[Given exercise]
Go through the data below. List every line that holds the word "styles".

[Information supplied]
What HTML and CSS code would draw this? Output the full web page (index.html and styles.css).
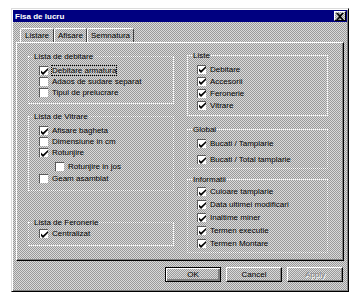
FILE: index.html
```html
<!DOCTYPE html>
<html lang="ro">
<head>
  <meta charset="UTF-8">
  <meta name="viewport" content="width=device-width, initial-scale=1.0">
  <title>Fisa de lucru</title>
  <link rel="stylesheet" href="styles.css">
</head>
<body>
  <div class="window">
    <div class="titlebar">
      <span class="title">Fisa de lucru</span>
      <span class="close-btn">
        <svg width="8" height="7" viewBox="0 0 8 7"><path d="M0 0h2l2 2 2-2h2L5 3.5 8 7H6L4 5 2 7H0l3-3.5z" fill="#000"/></svg>
      </span>
    </div>

    <div class="tabs">
      <span class="tab active">Listare</span>
      <span class="tab">Afisare</span>
      <span class="tab">Semnatura</span>
    </div>

    <div class="panel">
      <div class="column left">
        <fieldset class="group g-debitare">
          <legend>Lista de debitare</legend>
          <div class="row"><span class="check on"><svg viewBox="0 0 7 7"><path d="M0 2.5l2 2 5-4.5v2l-5 5-2-2z"/></svg></span><span class="focus">Debitare armatura</span></div>
          <div class="row"><span class="check"></span>Adaos de sudare separat</div>
          <div class="row"><span class="check"></span>Tipul de prelucrare</div>
        </fieldset>

        <fieldset class="group g-vitrare">
          <legend>Lista de Vitrare</legend>
          <div class="row"><span class="check on"><svg viewBox="0 0 7 7"><path d="M0 2.5l2 2 5-4.5v2l-5 5-2-2z"/></svg></span>Afisare bagheta</div>
          <div class="row"><span class="check"></span>Dimensiune in cm</div>
          <div class="row"><span class="check on"><svg viewBox="0 0 7 7"><path d="M0 2.5l2 2 5-4.5v2l-5 5-2-2z"/></svg></span>Rotunjire</div>
          <div class="row indent"><span class="check"></span>Rotunjire in jos</div>
          <div class="row after-indent"><span class="check"></span>Geam asamblat</div>
        </fieldset>

        <fieldset class="group g-feronerie">
          <legend>Lista de Feronerie</legend>
          <div class="row"><span class="check on"><svg viewBox="0 0 7 7"><path d="M0 2.5l2 2 5-4.5v2l-5 5-2-2z"/></svg></span>Centralizat</div>
        </fieldset>
      </div>

      <div class="column right">
        <fieldset class="group g-liste">
          <legend>Liste</legend>
          <div class="row"><span class="check on"><svg viewBox="0 0 7 7"><path d="M0 2.5l2 2 5-4.5v2l-5 5-2-2z"/></svg></span>Debitare</div>
          <div class="row"><span class="check on"><svg viewBox="0 0 7 7"><path d="M0 2.5l2 2 5-4.5v2l-5 5-2-2z"/></svg></span>Accesorii</div>
          <div class="row"><span class="check on"><svg viewBox="0 0 7 7"><path d="M0 2.5l2 2 5-4.5v2l-5 5-2-2z"/></svg></span>Feronerie</div>
          <div class="row"><span class="check on"><svg viewBox="0 0 7 7"><path d="M0 2.5l2 2 5-4.5v2l-5 5-2-2z"/></svg></span>Vitrare</div>
        </fieldset>

        <fieldset class="group g-global">
          <legend>Global</legend>
          <div class="row"><span class="check on"><svg viewBox="0 0 7 7"><path d="M0 2.5l2 2 5-4.5v2l-5 5-2-2z"/></svg></span>Bucati / Tamplarie</div>
          <div class="row"><span class="check on"><svg viewBox="0 0 7 7"><path d="M0 2.5l2 2 5-4.5v2l-5 5-2-2z"/></svg></span>Bucati / Total tamplarie</div>
        </fieldset>

        <fieldset class="group g-informatii">
          <legend>Informatii</legend>
          <div class="row"><span class="check on"><svg viewBox="0 0 7 7"><path d="M0 2.5l2 2 5-4.5v2l-5 5-2-2z"/></svg></span>Culoare tamplarie</div>
          <div class="row"><span class="check on"><svg viewBox="0 0 7 7"><path d="M0 2.5l2 2 5-4.5v2l-5 5-2-2z"/></svg></span>Data ultimei modificari</div>
          <div class="row"><span class="check on"><svg viewBox="0 0 7 7"><path d="M0 2.5l2 2 5-4.5v2l-5 5-2-2z"/></svg></span>Inaltime miner</div>
          <div class="row"><span class="check on"><svg viewBox="0 0 7 7"><path d="M0 2.5l2 2 5-4.5v2l-5 5-2-2z"/></svg></span>Termen executie</div>
          <div class="row"><span class="check on"><svg viewBox="0 0 7 7"><path d="M0 2.5l2 2 5-4.5v2l-5 5-2-2z"/></svg></span>Termen Montare</div>
        </fieldset>
      </div>
    </div>

    <div class="buttons">
      <button class="btn default">OK</button>
      <button class="btn">Cancel</button>
      <button class="btn disabled">Apply</button>
    </div>
  </div>
</body>
</html>
```

FILE: styles.css
```css
:root {
  --face: #c0c0c0;
  --light: #ffffff;
  --shadow: #808080;
  --dark: #000000;
  --navy: #000080;
}

* {
  box-sizing: border-box;
}

body {
  margin: 0;
  background-color: #fff;
  font-family: 'Liberation Sans', Arial, sans-serif;
  font-size: 8px;
  color: #000;
}

/* dithered dialog face */
.window,
.btn,
.close-btn {
  background-color: var(--face);
  background-image: repeating-conic-gradient(#9a9a9a 0 25%, #dadada 0 50%);
  background-size: 2px 2px;
}

.window {
  margin: 8px 0 0 11px;
  width: 338px;
  height: 284px;
  border: 1px solid;
  border-color: #dcdcdc #000 #000 #dcdcdc;
  box-shadow: inset 1px 1px 0 var(--light), inset -1px -1px 0 var(--shadow);
  padding: 1px;
  display: flex;
  flex-direction: column;
}

.titlebar {
  height: 12px;
  background-color: var(--navy);
  display: flex;
  align-items: center;
  justify-content: space-between;
  padding: 0 1px 0 2px;
}

.title {
  color: #fff;
  font-weight: bold;
  font-size: 8px;
}

.close-btn {
  width: 12px;
  height: 10px;
  display: flex;
  align-items: center;
  justify-content: center;
  border: 1px solid;
  border-color: #fff #000 #000 #fff;
}

.tabs {
  display: flex;
  margin: 6px 0 0 7px;
  height: 14px;
}

.tab {
  height: 14px;
  padding: 0 3px;
  line-height: 13px;
  border: 1px solid;
  border-color: #fff #404040 transparent #fff;
  border-bottom: 0;
  border-radius: 2px 2px 0 0;
}

.tab.active {
  padding: 0 4px 0 4px;
}

.panel {
  margin: 0 3px 0 3px;
  height: 219px;
  border: 1px solid;
  border-color: #fff #000 #000 #fff;
  box-shadow: inset -1px -1px 0 var(--shadow);
  display: grid;
  grid-template-columns: 146px 141px;
  column-gap: 13px;
  align-items: start;
  padding-left: 11px;
}

.column {
  display: flex;
  flex-direction: column;
}

.column.left {
  padding-top: 9px;
}

.column.right {
  padding-top: 8px;
}

.group {
  margin: 0;
  min-width: 0;
  border: 1px dotted #fff;
  padding: 0 0 0 10px;
}

.group legend {
  font-size: 8px;
  line-height: 9px;
  padding: 0 1px;
  margin-left: -6px;
}

.row {
  display: flex;
  align-items: center;
  height: 11px;
  white-space: nowrap;
}

.check {
  width: 9px;
  height: 9px;
  margin-right: 4px;
  background: #fff;
  border-top: 1px solid #5a5a5a;
  border-left: 1px solid #5a5a5a;
  display: flex;
  align-items: center;
  justify-content: center;
  flex-shrink: 0;
}

.check svg {
  width: 7px;
  height: 7px;
  fill: #000;
}

.focus {
  outline: 1px dotted #000;
  outline-offset: 0;
}

.indent {
  padding-left: 16px;
  margin-top: 3px;
}

.after-indent {
  margin-top: 1px;
}

/* left column groups */
.g-debitare {
  padding-top: 4px;
  padding-bottom: 5px;
}

.g-vitrare {
  margin-top: 8px;
  padding-top: 4px;
  padding-bottom: 6px;
}

.g-feronerie {
  margin-top: 27px;
  padding-top: 1px;
  padding-bottom: 6px;
}

/* right column groups */
.right .group {
  padding-left: 9px;
}

.right .group legend {
  margin-left: -5px;
}

.g-liste {
  padding-top: 3px;
  padding-bottom: 4px;
}

.g-liste .row {
  height: 12px;
}

.g-global {
  margin-top: 9px;
  padding-top: 4px;
  padding-bottom: 3px;
}

.g-global .row + .row {
  margin-top: 5px;
}

.g-informatii {
  margin-top: 6px;
  padding-top: 1px;
  padding-bottom: 2px;
}

.g-informatii .row {
  height: 13px;
}

.buttons {
  display: flex;
  justify-content: flex-end;
  gap: 5px;
  margin: 6px 4px 0 0;
}

.btn {
  width: 56px;
  height: 15px;
  padding: 0;
  font-family: inherit;
  font-size: 8px;
  color: #000;
  border: 1px solid;
  border-color: #fff #000 #000 #fff;
  box-shadow: inset -1px -1px 0 var(--shadow);
}

.btn.default {
  border: 1px solid #000;
  box-shadow: inset 1px 1px 0 #fff, inset -2px -2px 0 var(--shadow);
}

.btn.disabled {
  color: var(--shadow);
  text-shadow: 1px 1px 0 #fff;
}
```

[Response to the task]
What HTML and CSS code would draw this? Output the full web page (index.html and styles.css).
  <link rel="stylesheet" href="styles.css">
FILE: styles.css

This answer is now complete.